Hampir Semua Pengusaha Media Berpolitik
Sedekat apa pun dengan narasumber, jurnalis tetap harus profesional. Tahu batas. Berikut obrolan wartawan Jawa Pos M. Hilmi Setiawan dengan ketua umum Ikatan Jurnalis Televisi Indonesia (IJTI) yang juga pemimpin redaksi iNews TV Jumat (9/2).
November lalu IJTI mengeluarkan surat edaran yang mengimbau jurnalis TV untuk menjaga profesionalisme. Imbauan itu turun untuk menindaklanjuti kasus seorang jurnalis TV yang disebut-sebut memiliki hubungan yang melebihi kapasitasnya dengan seorang tersangka kasus korupsi e-KTP. Yang ideal itu sebenarnya seperti apa?
Jurnalis boleh kenal dan bergaul dengan siapa pun. Tapi, itu sebatas untuk mencari informasi akurat dan sesuai fakta. Jurnalis harus tetap profesional. Harus ada batasan mana yang boleh dan tidak boleh. Jurnalis, selain dilindungi hukum, harus bekerja sesuai dengan kepentingan publik.
Tahun depan menjadi puncak tahun politik. Kita tahu, banyak televisi yang memiliki afiliasi politik yang berbeda-beda. Kondisi itu tampaknya cukup merepotkan rekanrekan jurnalis televisi, ya?
Pertanyaan bagus. Kita tidak bisa mengesampingkan ataupun menolak bahwa hampir semua pengusaha media berpolitik. Mau di Australia, Amerika, Eropa, itu juga terjadi. Di Italia ada Berlusconi.
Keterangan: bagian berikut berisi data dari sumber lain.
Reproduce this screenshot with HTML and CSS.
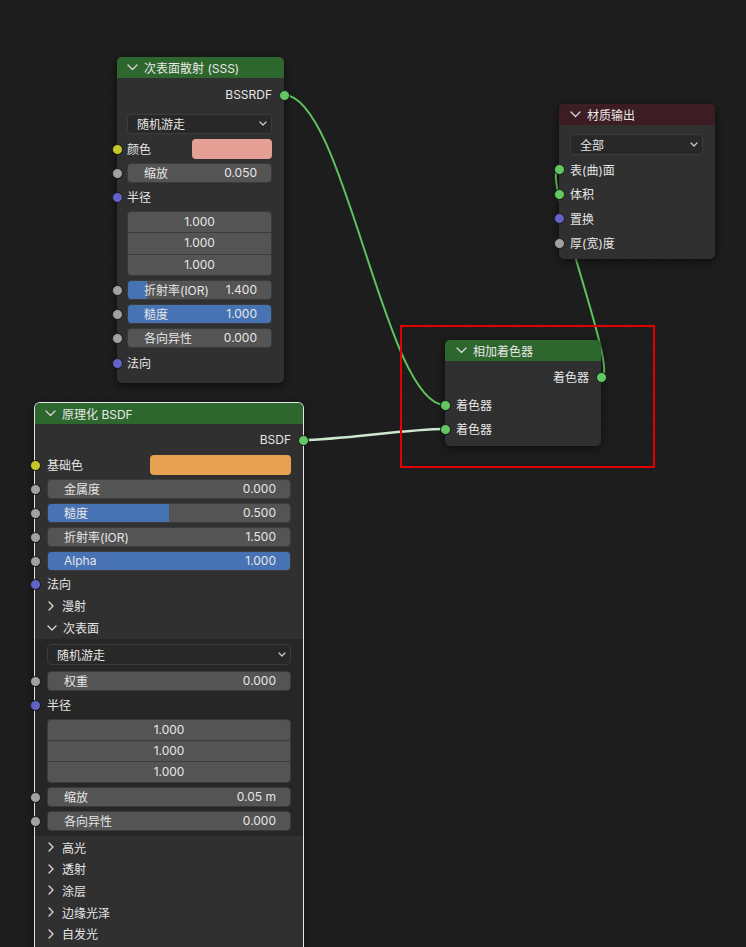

Sama dengan di Indonesia. Karena politik itu hak semua warga negara. Artinya, siapa pun, termasuk pemilik media, punya hak politik.
Lantas, bagaimana memastikan hak publik tetap terlayani dengan baik dan layak?
Jurnalis dalam bekerja tetap sesuai kode etik. Dia harus menerapkan cover both sides. Memiliki wisdom. Juga memiliki daya tawar yang kuat kepada pemilik media. Bisnis media itu bisnis kepercayaan. Pemilik media itu paham. Kalau dia bisnis media, produk jurnalistiknya harus dipercaya publik agar bisnisnya jalan. Jadi, jangan khawatir.